↓↓↓

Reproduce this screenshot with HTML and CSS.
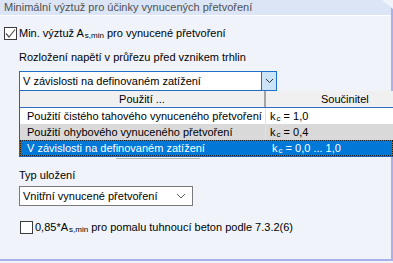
FILE: index.html
```html
<!DOCTYPE html>
<html lang="cs">
<head>
<meta charset="utf-8">
<title>Minimální výztuž</title>
<link rel="stylesheet" href="styles.css">
</head>
<body>
<div class="panel">
  <div class="panel-head">Minimální výztuž pro účinky vynucených přetvoření</div>
  <div class="panel-body">
    <div class="check-row">
      <span class="checkbox">
        <svg width="13" height="13" viewBox="0 0 13 13"><polyline points="2,6.5 5,10 11,2.5" fill="none" stroke="#555" stroke-width="1.2"/></svg>
      </span>
      <span class="check-label">Min. výztuž A<sub>s,min</sub> pro vynucené přetvoření</span>
    </div>
    <div class="indent">
      <div class="label first">Rozložení napětí v průřezu před vznikem trhlin</div>
      <div class="combo-wrap">
        <div class="combo focused">
          <span class="combo-text">V závislosti na definovaném zatížení</span>
          <span class="combo-btn">
            <svg width="9" height="6" viewBox="0 0 9 6"><polyline points="1,1 4.5,4.5 8,1" fill="none" stroke="#333" stroke-width="1"/></svg>
          </span>
        </div>
        <div class="popup">
          <div class="prow phead">
            <span class="c1">Použití ...</span>
            <span class="c2">Součinitel</span>
          </div>
          <div class="prow">
            <span class="c1">Použití čistého tahového vynuceného přetvoření</span>
            <span class="c2">k<sub>c</sub> = 1,0</span>
          </div>
          <div class="prow hover">
            <span class="c1">Použití ohybového vynuceného přetvoření</span>
            <span class="c2">k<sub>c</sub> = 0,4</span>
          </div>
          <div class="prow selected">
            <span class="c1">V závislosti na definovaném zatížení</span>
            <span class="c2">k<sub>c</sub> = 0,0 ... 1,0</span>
          </div>
          <div class="scroll-edge"></div>
        </div>
      </div>
      <div class="label second">Typ uložení</div>
      <div class="combo plain">
        <span class="combo-text">Vnitřní vynucené přetvoření</span>
        <span class="combo-chev">
          <svg width="10" height="6" viewBox="0 0 10 6"><polyline points="1,1 5,5 9,1" fill="none" stroke="#606060" stroke-width="1"/></svg>
        </span>
      </div>
    </div>
    <div class="check-row second-check">
      <span class="checkbox"></span>
      <span class="check-label">0,85*A<sub>s,min</sub> pro pomalu tuhnoucí beton podle 7.3.2(6)</span>
    </div>
  </div>
</div>
</body>
</html>
```
FILE: styles.css
```css
html, body {
  margin: 0;
  padding: 0;
}
body {
  width: 393px;
  height: 263px;
  overflow: hidden;
  background: #f0f4fa;
  font-family: "Liberation Sans", Arial, sans-serif;
  font-size: 11px;
  color: #000;
}
.panel {
  box-sizing: border-box;
  width: 393px;
  height: 261px;
  background: #f0f4fa;
  border-right: 2px solid #a9b0ea;
  border-bottom: 2px solid #a9b0ea;
  clip-path: polygon(0 0, 382px 0, 100% 9px, 100% 100%, 0 100%);
}
.panel-head {
  height: 15px;
  line-height: 15px;
  padding-left: 4px;
  background: #dbe5f5;
  color: #505050;
  border-bottom: 1px solid #ffffff;
  white-space: nowrap;
}
.panel-body {
  padding: 10px 0 0 4px;
}
.check-row {
  display: flex;
  align-items: center;
  height: 14px;
  white-space: nowrap;
}
.checkbox {
  box-sizing: border-box;
  width: 13px;
  height: 13px;
  border: 1px solid #3c3c3c;
  background: #ffffff;
  display: flex;
  align-items: center;
  justify-content: center;
  flex: none;
}
.checkbox svg {
  display: block;
  margin: -1px;
}
.check-label {
  margin-left: 2px;
  line-height: 14px;
}
sub {
  font-size: 8px;
  vertical-align: -1px;
  line-height: 0;
  margin-left: 1px;
}
.indent {
  margin-left: 15px;
}
.label {
  line-height: 14px;
  white-space: nowrap;
}
.label.first {
  margin-top: 10px;
}
.combo-wrap {
  position: relative;
  margin-top: 7px;
}
.combo {
  box-sizing: border-box;
  height: 20px;
  display: flex;
  align-items: stretch;
  background: #ffffff;
}
.combo.focused {
  width: 258px;
  border: 1px solid #1f6fc4;
}
.combo.plain {
  width: 174px;
  border: 1px solid #7a7a7a;
  margin-top: 4px;
}
.combo-text {
  flex: 1;
  padding-left: 3px;
  line-height: 18px;
  white-space: nowrap;
}
.combo-btn {
  width: 14px;
  background: #cce4f7;
  border-left: 1px solid #1f6fc4;
  display: flex;
  align-items: center;
  justify-content: center;
}
.combo-chev {
  width: 22px;
  display: flex;
  align-items: center;
  justify-content: center;
}
.popup {
  position: absolute;
  left: 0;
  top: 20px;
  width: 374px;
  box-sizing: border-box;
  border: 1px solid #1f64b4;
  border-top: none;
  border-right: none;
  background: #ffffff;
}
.prow {
  display: grid;
  grid-template-columns: 246px 1fr;
  height: 16px;
  line-height: 16px;
  white-space: nowrap;
  overflow: hidden;
}
.prow .c1 {
  padding-left: 7px;
  overflow: hidden;
  border-right: 1px solid #e4e4e4;
}
.prow .c2 {
  padding-left: 4px;
  overflow: hidden;
}
.prow.phead {
  height: 17px;
  line-height: 16px;
  background: #f0f0f0;
  border-bottom: 1px solid #2f6fc0;
  box-sizing: border-box;
}
.prow.phead .c1 {
  text-align: center;
  padding-left: 0;
  border-right: 2px solid #a4a4a4;
}
.prow.phead .c2 {
  padding-left: 55px;
}
.prow.hover {
  background: #d9d9d9;
}
.prow.selected {
  box-sizing: border-box;
  color: #ffffff;
  border: 1px dotted #1a1a1a;
  line-height: 14px;
  background: linear-gradient(#0078d7, #0078d7) padding-box, linear-gradient(#a8702e, #a8702e) border-box;
}
.prow.selected .c1 {
  padding-left: 6px;
  border-right: none;
}
.prow.selected .c2 {
  padding-left: 5px;
}
.scroll-edge {
  position: absolute;
  left: 96px;
  bottom: -3px;
  width: 84px;
  height: 1px;
  background: #b8b8b8;
}
.label.second {
  margin-top: 77px;
}
.second-check {
  margin-left: 16px;
  margin-top: 14px;
}
```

↑↑↑

Pictures are excluded; copy all other data exactly as shown.

Reproduce this screenshot with HTML and CSS.
FILE: index.html
```html
<!DOCTYPE html>
<html lang="cs">
<head>
<meta charset="utf-8">
<title>Minimální výztuž</title>
<link rel="stylesheet" href="styles.css">
</head>
<body>
<div class="panel">
  <div class="panel-head">Minimální výztuž pro účinky vynucených přetvoření</div>
  <div class="panel-body">
    <div class="check-row">
      <span class="checkbox">
        <svg width="13" height="13" viewBox="0 0 13 13"><polyline points="2,6.5 5,10 11,2.5" fill="none" stroke="#555" stroke-width="1.2"/></svg>
      </span>
      <span class="check-label">Min. výztuž A<sub>s,min</sub> pro vynucené přetvoření</span>
    </div>
    <div class="indent">
      <div class="label first">Rozložení napětí v průřezu před vznikem trhlin</div>
      <div class="combo-wrap">
        <div class="combo focused">
          <span class="combo-text">V závislosti na definovaném zatížení</span>
          <span class="combo-btn">
            <svg width="9" height="6" viewBox="0 0 9 6"><polyline points="1,1 4.5,4.5 8,1" fill="none" stroke="#333" stroke-width="1"/></svg>
          </span>
        </div>
        <div class="popup">
          <div class="prow phead">
            <span class="c1">Použití ...</span>
            <span class="c2">Součinitel</span>
          </div>
          <div class="prow">
            <span class="c1">Použití čistého tahového vynuceného přetvoření</span>
            <span class="c2">k<sub>c</sub> = 1,0</span>
          </div>
          <div class="prow hover">
            <span class="c1">Použití ohybového vynuceného přetvoření</span>
            <span class="c2">k<sub>c</sub> = 0,4</span>
          </div>
          <div class="prow selected">
            <span class="c1">V závislosti na definovaném zatížení</span>
            <span class="c2">k<sub>c</sub> = 0,0 ... 1,0</span>
          </div>
          <div class="scroll-edge"></div>
        </div>
      </div>
      <div class="label second">Typ uložení</div>
      <div class="combo plain">
        <span class="combo-text">Vnitřní vynucené přetvoření</span>
        <span class="combo-chev">
          <svg width="10" height="6" viewBox="0 0 10 6"><polyline points="1,1 5,5 9,1" fill="none" stroke="#606060" stroke-width="1"/></svg>
        </span>
      </div>
    </div>
    <div class="check-row second-check">
      <span class="checkbox"></span>
      <span class="check-label">0,85*A<sub>s,min</sub> pro pomalu tuhnoucí beton podle 7.3.2(6)</span>
    </div>
  </div>
</div>
</body>
</html>
```
FILE: styles.css
```css
html, body {
  margin: 0;
  padding: 0;
}
body {
  width: 393px;
  height: 263px;
  overflow: hidden;
  background: #f0f4fa;
  font-family: "Liberation Sans", Arial, sans-serif;
  font-size: 11px;
  color: #000;
}
.panel {
  box-sizing: border-box;
  width: 393px;
  height: 261px;
  background: #f0f4fa;
  border-right: 2px solid #a9b0ea;
  border-bottom: 2px solid #a9b0ea;
  clip-path: polygon(0 0, 382px 0, 100% 9px, 100% 100%, 0 100%);
}
.panel-head {
  height: 15px;
  line-height: 15px;
  padding-left: 4px;
  background: #dbe5f5;
  color: #505050;
  border-bottom: 1px solid #ffffff;
  white-space: nowrap;
}
.panel-body {
  padding: 10px 0 0 4px;
}
.check-row {
  display: flex;
  align-items: center;
  height: 14px;
  white-space: nowrap;
}
.checkbox {
  box-sizing: border-box;
  width: 13px;
  height: 13px;
  border: 1px solid #3c3c3c;
  background: #ffffff;
  display: flex;
  align-items: center;
  justify-content: center;
  flex: none;
}
.checkbox svg {
  display: block;
  margin: -1px;
}
.check-label {
  margin-left: 2px;
  line-height: 14px;
}
sub {
  font-size: 8px;
  vertical-align: -1px;
  line-height: 0;
  margin-left: 1px;
}
.indent {
  margin-left: 15px;
}
.label {
  line-height: 14px;
  white-space: nowrap;
}
.label.first {
  margin-top: 10px;
}
.combo-wrap {
  position: relative;
  margin-top: 7px;
}
.combo {
  box-sizing: border-box;
  height: 20px;
  display: flex;
  align-items: stretch;
  background: #ffffff;
}
.combo.focused {
  width: 258px;
  border: 1px solid #1f6fc4;
}
.combo.plain {
  width: 174px;
  border: 1px solid #7a7a7a;
  margin-top: 4px;
}
.combo-text {
  flex: 1;
  padding-left: 3px;
  line-height: 18px;
  white-space: nowrap;
}
.combo-btn {
  width: 14px;
  background: #cce4f7;
  border-left: 1px solid #1f6fc4;
  display: flex;
  align-items: center;
  justify-content: center;
}
.combo-chev {
  width: 22px;
  display: flex;
  align-items: center;
  justify-content: center;
}
.popup {
  position: absolute;
  left: 0;
  top: 20px;
  width: 374px;
  box-sizing: border-box;
  border: 1px solid #1f64b4;
  border-top: none;
  border-right: none;
  background: #ffffff;
}
.prow {
  display: grid;
  grid-template-columns: 246px 1fr;
  height: 16px;
  line-height: 16px;
  white-space: nowrap;
  overflow: hidden;
}
.prow .c1 {
  padding-left: 7px;
  overflow: hidden;
  border-right: 1px solid #e4e4e4;
}
.prow .c2 {
  padding-left: 4px;
  overflow: hidden;
}
.prow.phead {
  height: 17px;
  line-height: 16px;
  background: #f0f0f0;
  border-bottom: 1px solid #2f6fc0;
  box-sizing: border-box;
}
.prow.phead .c1 {
  text-align: center;
  padding-left: 0;
  border-right: 2px solid #a4a4a4;
}
.prow.phead .c2 {
  padding-left: 55px;
}
.prow.hover {
  background: #d9d9d9;
}
.prow.selected {
  box-sizing: border-box;
  color: #ffffff;
  border: 1px dotted #1a1a1a;
  line-height: 14px;
  background: linear-gradient(#0078d7, #0078d7) padding-box, linear-gradient(#a8702e, #a8702e) border-box;
}
.prow.selected .c1 {
  padding-left: 6px;
  border-right: none;
}
.prow.selected .c2 {
  padding-left: 5px;
}
.scroll-edge {
  position: absolute;
  left: 96px;
  bottom: -3px;
  width: 84px;
  height: 1px;
  background: #b8b8b8;
}
.label.second {
  margin-top: 77px;
}
.second-check {
  margin-left: 16px;
  margin-top: 14px;
}
```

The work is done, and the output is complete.